• _Exercise requirements_
Word for word, transcribe the lines below and drop the pictures.

• _Provided entries_
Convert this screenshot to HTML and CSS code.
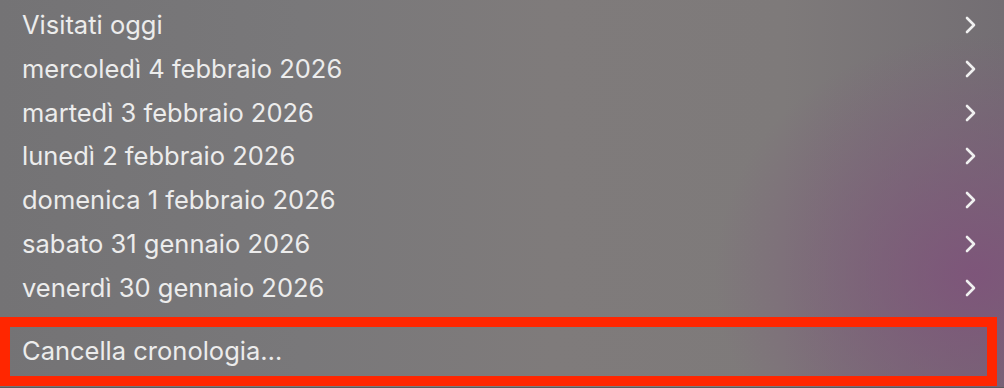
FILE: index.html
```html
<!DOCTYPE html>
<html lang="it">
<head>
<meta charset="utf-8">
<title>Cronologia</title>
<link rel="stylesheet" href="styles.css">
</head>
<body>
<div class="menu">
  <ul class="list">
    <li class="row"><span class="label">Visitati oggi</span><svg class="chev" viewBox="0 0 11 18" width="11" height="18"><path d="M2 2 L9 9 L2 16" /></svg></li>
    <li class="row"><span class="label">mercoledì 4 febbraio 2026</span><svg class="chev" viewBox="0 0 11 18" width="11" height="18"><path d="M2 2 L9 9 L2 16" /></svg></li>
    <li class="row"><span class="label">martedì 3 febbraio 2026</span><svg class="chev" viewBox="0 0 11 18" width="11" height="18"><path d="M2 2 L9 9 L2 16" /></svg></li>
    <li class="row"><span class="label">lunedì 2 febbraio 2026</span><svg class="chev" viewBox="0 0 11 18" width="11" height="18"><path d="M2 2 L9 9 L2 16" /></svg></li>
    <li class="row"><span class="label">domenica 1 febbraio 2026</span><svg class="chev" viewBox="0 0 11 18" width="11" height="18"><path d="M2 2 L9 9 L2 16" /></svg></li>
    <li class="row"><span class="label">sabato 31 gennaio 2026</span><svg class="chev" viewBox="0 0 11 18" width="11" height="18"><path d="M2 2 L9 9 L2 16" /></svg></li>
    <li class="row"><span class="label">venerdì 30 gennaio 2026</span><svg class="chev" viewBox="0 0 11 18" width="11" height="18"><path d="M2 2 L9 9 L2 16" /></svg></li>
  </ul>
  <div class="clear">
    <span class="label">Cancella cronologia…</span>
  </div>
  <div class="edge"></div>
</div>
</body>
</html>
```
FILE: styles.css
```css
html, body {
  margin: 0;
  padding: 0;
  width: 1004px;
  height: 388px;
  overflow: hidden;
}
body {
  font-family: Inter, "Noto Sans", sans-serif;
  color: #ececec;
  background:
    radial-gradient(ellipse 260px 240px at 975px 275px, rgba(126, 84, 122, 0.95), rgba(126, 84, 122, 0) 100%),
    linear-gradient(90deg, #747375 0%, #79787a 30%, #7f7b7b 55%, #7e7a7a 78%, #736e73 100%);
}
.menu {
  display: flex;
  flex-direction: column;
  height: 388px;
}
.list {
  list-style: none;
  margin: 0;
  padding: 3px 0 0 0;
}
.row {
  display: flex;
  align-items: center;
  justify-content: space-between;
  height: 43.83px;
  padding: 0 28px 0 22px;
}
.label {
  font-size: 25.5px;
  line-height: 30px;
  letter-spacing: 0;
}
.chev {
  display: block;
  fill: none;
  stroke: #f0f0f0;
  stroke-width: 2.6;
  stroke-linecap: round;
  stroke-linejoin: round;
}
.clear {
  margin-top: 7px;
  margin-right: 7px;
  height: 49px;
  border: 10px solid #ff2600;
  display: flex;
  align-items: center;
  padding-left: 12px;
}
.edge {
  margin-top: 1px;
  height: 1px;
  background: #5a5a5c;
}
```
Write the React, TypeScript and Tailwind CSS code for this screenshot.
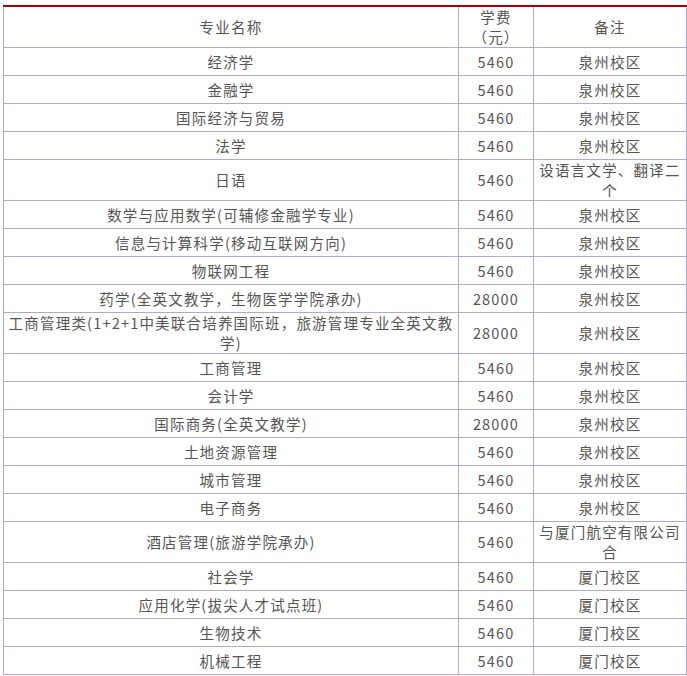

• _Result below_
Convert this screenshot to HTML and CSS code.
FILE: index.html
```html
<!DOCTYPE html>
<html lang="it">
<head>
<meta charset="utf-8">
<title>Cronologia</title>
<link rel="stylesheet" href="styles.css">
</head>
<body>
<div class="menu">
  <ul class="list">
    <li class="row"><span class="label">Visitati oggi</span><svg class="chev" viewBox="0 0 11 18" width="11" height="18"><path d="M2 2 L9 9 L2 16" /></svg></li>
    <li class="row"><span class="label">mercoledì 4 febbraio 2026</span><svg class="chev" viewBox="0 0 11 18" width="11" height="18"><path d="M2 2 L9 9 L2 16" /></svg></li>
    <li class="row"><span class="label">martedì 3 febbraio 2026</span><svg class="chev" viewBox="0 0 11 18" width="11" height="18"><path d="M2 2 L9 9 L2 16" /></svg></li>
    <li class="row"><span class="label">lunedì 2 febbraio 2026</span><svg class="chev" viewBox="0 0 11 18" width="11" height="18"><path d="M2 2 L9 9 L2 16" /></svg></li>
    <li class="row"><span class="label">domenica 1 febbraio 2026</span><svg class="chev" viewBox="0 0 11 18" width="11" height="18"><path d="M2 2 L9 9 L2 16" /></svg></li>
    <li class="row"><span class="label">sabato 31 gennaio 2026</span><svg class="chev" viewBox="0 0 11 18" width="11" height="18"><path d="M2 2 L9 9 L2 16" /></svg></li>
    <li class="row"><span class="label">venerdì 30 gennaio 2026</span><svg class="chev" viewBox="0 0 11 18" width="11" height="18"><path d="M2 2 L9 9 L2 16" /></svg></li>
  </ul>
  <div class="clear">
    <span class="label">Cancella cronologia…</span>
  </div>
  <div class="edge"></div>
</div>
</body>
</html>
```
FILE: styles.css
```css
html, body {
  margin: 0;
  padding: 0;
  width: 1004px;
  height: 388px;
  overflow: hidden;
}
body {
  font-family: Inter, "Noto Sans", sans-serif;
  color: #ececec;
  background:
    radial-gradient(ellipse 260px 240px at 975px 275px, rgba(126, 84, 122, 0.95), rgba(126, 84, 122, 0) 100%),
    linear-gradient(90deg, #747375 0%, #79787a 30%, #7f7b7b 55%, #7e7a7a 78%, #736e73 100%);
}
.menu {
  display: flex;
  flex-direction: column;
  height: 388px;
}
.list {
  list-style: none;
  margin: 0;
  padding: 3px 0 0 0;
}
.row {
  display: flex;
  align-items: center;
  justify-content: space-between;
  height: 43.83px;
  padding: 0 28px 0 22px;
}
.label {
  font-size: 25.5px;
  line-height: 30px;
  letter-spacing: 0;
}
.chev {
  display: block;
  fill: none;
  stroke: #f0f0f0;
  stroke-width: 2.6;
  stroke-linecap: round;
  stroke-linejoin: round;
}
.clear {
  margin-top: 7px;
  margin-right: 7px;
  height: 49px;
  border: 10px solid #ff2600;
  display: flex;
  align-items: center;
  padding-left: 12px;
}
.edge {
  margin-top: 1px;
  height: 1px;
  background: #5a5a5c;
}
```
Write the React, TypeScript and Tailwind CSS code for this screenshot.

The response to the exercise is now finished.